▶ [Description of the task]: Transcribe all of the material exactly. Any picture in it should be left out.

▶ [Source material]:
........
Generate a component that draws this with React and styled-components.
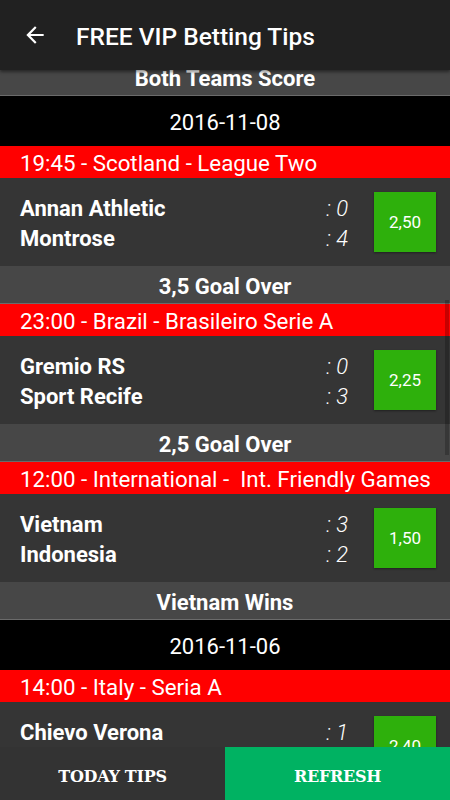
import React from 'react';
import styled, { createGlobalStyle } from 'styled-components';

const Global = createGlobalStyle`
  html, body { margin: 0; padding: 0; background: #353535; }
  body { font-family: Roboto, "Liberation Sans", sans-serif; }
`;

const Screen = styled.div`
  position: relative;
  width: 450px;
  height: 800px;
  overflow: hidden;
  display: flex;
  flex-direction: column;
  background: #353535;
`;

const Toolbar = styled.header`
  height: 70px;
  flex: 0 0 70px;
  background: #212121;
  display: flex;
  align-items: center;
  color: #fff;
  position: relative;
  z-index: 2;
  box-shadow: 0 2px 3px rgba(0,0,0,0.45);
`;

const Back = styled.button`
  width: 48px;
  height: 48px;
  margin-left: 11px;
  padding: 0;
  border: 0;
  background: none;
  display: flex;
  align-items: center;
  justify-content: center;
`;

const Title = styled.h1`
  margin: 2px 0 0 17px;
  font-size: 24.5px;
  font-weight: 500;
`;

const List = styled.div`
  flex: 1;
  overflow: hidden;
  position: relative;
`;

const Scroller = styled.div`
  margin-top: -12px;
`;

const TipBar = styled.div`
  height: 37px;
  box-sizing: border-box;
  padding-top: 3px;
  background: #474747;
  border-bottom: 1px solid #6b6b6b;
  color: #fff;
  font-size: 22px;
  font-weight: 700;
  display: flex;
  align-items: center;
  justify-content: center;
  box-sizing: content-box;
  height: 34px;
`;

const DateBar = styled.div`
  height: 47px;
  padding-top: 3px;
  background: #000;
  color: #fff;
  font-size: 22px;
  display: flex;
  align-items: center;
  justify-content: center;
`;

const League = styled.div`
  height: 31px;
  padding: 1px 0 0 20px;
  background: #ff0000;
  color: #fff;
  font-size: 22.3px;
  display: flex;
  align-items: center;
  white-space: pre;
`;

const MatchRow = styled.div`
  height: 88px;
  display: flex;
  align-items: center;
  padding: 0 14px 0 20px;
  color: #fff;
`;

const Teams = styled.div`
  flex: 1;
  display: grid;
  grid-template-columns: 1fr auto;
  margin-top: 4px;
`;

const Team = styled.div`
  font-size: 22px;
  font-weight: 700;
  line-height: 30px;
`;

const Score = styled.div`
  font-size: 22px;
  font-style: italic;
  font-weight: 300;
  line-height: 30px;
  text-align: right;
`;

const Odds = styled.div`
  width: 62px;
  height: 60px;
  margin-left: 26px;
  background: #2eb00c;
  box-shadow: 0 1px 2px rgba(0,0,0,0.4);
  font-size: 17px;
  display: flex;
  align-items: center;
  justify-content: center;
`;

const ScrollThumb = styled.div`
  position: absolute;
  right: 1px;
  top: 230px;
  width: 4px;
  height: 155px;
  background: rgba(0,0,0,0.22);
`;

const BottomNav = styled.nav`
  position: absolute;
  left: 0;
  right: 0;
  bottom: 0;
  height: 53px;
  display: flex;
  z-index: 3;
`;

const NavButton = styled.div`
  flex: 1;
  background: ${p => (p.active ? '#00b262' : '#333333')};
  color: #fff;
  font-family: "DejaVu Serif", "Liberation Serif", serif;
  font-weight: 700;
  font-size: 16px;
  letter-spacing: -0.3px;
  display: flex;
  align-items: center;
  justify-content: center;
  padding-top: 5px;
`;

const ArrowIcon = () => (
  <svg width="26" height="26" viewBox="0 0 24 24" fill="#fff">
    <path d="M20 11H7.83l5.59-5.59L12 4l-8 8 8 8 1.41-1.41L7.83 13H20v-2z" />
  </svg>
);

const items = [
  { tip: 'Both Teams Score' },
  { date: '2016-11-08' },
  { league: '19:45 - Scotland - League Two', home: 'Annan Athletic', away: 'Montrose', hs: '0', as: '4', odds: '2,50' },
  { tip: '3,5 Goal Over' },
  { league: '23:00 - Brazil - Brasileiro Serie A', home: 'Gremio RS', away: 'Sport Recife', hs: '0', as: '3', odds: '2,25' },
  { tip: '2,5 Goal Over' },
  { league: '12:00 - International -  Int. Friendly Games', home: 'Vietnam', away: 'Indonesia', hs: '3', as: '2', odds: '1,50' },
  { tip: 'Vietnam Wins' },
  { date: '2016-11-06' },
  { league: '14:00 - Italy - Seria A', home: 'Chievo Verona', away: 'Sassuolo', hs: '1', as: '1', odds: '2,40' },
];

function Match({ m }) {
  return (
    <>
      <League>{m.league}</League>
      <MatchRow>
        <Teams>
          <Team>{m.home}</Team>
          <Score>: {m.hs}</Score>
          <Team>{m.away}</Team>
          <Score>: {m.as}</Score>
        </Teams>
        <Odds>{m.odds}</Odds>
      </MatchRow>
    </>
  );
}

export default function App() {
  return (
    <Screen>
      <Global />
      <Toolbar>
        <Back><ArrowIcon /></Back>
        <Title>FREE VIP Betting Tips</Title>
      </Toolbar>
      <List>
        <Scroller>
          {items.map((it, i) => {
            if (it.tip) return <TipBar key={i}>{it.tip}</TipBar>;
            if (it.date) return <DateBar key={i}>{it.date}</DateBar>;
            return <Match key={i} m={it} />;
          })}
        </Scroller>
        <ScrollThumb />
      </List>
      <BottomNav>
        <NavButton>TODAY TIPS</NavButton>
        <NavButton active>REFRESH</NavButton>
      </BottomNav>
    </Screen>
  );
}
........
▶ [Answer to the problem]:
Generate a component that draws this with React and styled-components.
import React from 'react';
import styled, { createGlobalStyle } from 'styled-components';

const Global = createGlobalStyle`
  html, body { margin: 0; padding: 0; background: #353535; }
  body { font-family: Roboto, "Liberation Sans", sans-serif; }
`;

const Screen = styled.div`
  position: relative;
  width: 450px;
  height: 800px;
  overflow: hidden;
  display: flex;
  flex-direction: column;
  background: #353535;
`;

const Toolbar = styled.header`
  height: 70px;
  flex: 0 0 70px;
  background: #212121;
  display: flex;
  align-items: center;
  color: #fff;
  position: relative;
  z-index: 2;
  box-shadow: 0 2px 3px rgba(0,0,0,0.45);
`;

const Back = styled.button`
  width: 48px;
  height: 48px;
  margin-left: 11px;
  padding: 0;
  border: 0;
  background: none;
  display: flex;
  align-items: center;
  justify-content: center;
`;

const Title = styled.h1`
  margin: 2px 0 0 17px;
  font-size: 24.5px;
  font-weight: 500;
`;

const List = styled.div`
  flex: 1;
  overflow: hidden;
  position: relative;
`;

const Scroller = styled.div`
  margin-top: -12px;
`;

const TipBar = styled.div`
  height: 37px;
  box-sizing: border-box;
  padding-top: 3px;
  background: #474747;
  border-bottom: 1px solid #6b6b6b;
  color: #fff;
  font-size: 22px;
  font-weight: 700;
  display: flex;
  align-items: center;
  justify-content: center;
  box-sizing: content-box;
  height: 34px;
`;

const DateBar = styled.div`
  height: 47px;
  padding-top: 3px;
  background: #000;
  color: #fff;
  font-size: 22px;
  display: flex;
  align-items: center;
  justify-content: center;
`;

const League = styled.div`
  height: 31px;
  padding: 1px 0 0 20px;
  background: #ff0000;
  color: #fff;
  font-size: 22.3px;
  display: flex;
  align-items: center;
  white-space: pre;
`;

const MatchRow = styled.div`
  height: 88px;
  display: flex;
  align-items: center;
  padding: 0 14px 0 20px;
  color: #fff;
`;

const Teams = styled.div`
  flex: 1;
  display: grid;
  grid-template-columns: 1fr auto;
  margin-top: 4px;
`;

const Team = styled.div`
  font-size: 22px;
  font-weight: 700;
  line-height: 30px;
`;

const Score = styled.div`
  font-size: 22px;
  font-style: italic;
  font-weight: 300;
  line-height: 30px;
  text-align: right;
`;

const Odds = styled.div`
  width: 62px;
  height: 60px;
  margin-left: 26px;
  background: #2eb00c;
  box-shadow: 0 1px 2px rgba(0,0,0,0.4);
  font-size: 17px;
  display: flex;
  align-items: center;
  justify-content: center;
`;

const ScrollThumb = styled.div`
  position: absolute;
  right: 1px;
  top: 230px;
  width: 4px;
  height: 155px;
  background: rgba(0,0,0,0.22);
`;

const BottomNav = styled.nav`
  position: absolute;
  left: 0;
  right: 0;
  bottom: 0;
  height: 53px;
  display: flex;
  z-index: 3;
`;

const NavButton = styled.div`
  flex: 1;
  background: ${p => (p.active ? '#00b262' : '#333333')};
  color: #fff;
  font-family: "DejaVu Serif", "Liberation Serif", serif;
  font-weight: 700;
  font-size: 16px;
  letter-spacing: -0.3px;
  display: flex;
  align-items: center;
  justify-content: center;
  padding-top: 5px;
`;

const ArrowIcon = () => (
  <svg width="26" height="26" viewBox="0 0 24 24" fill="#fff">
    <path d="M20 11H7.83l5.59-5.59L12 4l-8 8 8 8 1.41-1.41L7.83 13H20v-2z" />
  </svg>
);

const items = [
  { tip: 'Both Teams Score' },
  { date: '2016-11-08' },
  { league: '19:45 - Scotland - League Two', home: 'Annan Athletic', away: 'Montrose', hs: '0', as: '4', odds: '2,50' },
  { tip: '3,5 Goal Over' },
  { league: '23:00 - Brazil - Brasileiro Serie A', home: 'Gremio RS', away: 'Sport Recife', hs: '0', as: '3', odds: '2,25' },
  { tip: '2,5 Goal Over' },
  { league: '12:00 - International -  Int. Friendly Games', home: 'Vietnam', away: 'Indonesia', hs: '3', as: '2', odds: '1,50' },
  { tip: 'Vietnam Wins' },
  { date: '2016-11-06' },
  { league: '14:00 - Italy - Seria A', home: 'Chievo Verona', away: 'Sassuolo', hs: '1', as: '1', odds: '2,40' },
];

function Match({ m }) {
  return (
    <>
      <League>{m.league}</League>
      <MatchRow>
        <Teams>
          <Team>{m.home}</Team>
          <Score>: {m.hs}</Score>
          <Team>{m.away}</Team>
          <Score>: {m.as}</Score>
        </Teams>
        <Odds>{m.odds}</Odds>
      </MatchRow>
    </>
  );
}

export default function App() {
  return (
    <Screen>
      <Global />
      <Toolbar>
        <Back><ArrowIcon /></Back>
        <Title>FREE VIP Betting Tips</Title>
      </Toolbar>
      <List>
        <Scroller>
          {items.map((it, i) => {
            if (it.tip) return <TipBar key={i}>{it.tip}</TipBar>;
            if (it.date) return <DateBar key={i}>{it.date}</DateBar>;
            return <Match key={i} m={it} />;
          })}
        </Scroller>
        <ScrollThumb />
      </List>
      <BottomNav>
        <NavButton>TODAY TIPS</NavButton>
        <NavButton active>REFRESH</NavButton>
      </BottomNav>
    </Screen>
  );
}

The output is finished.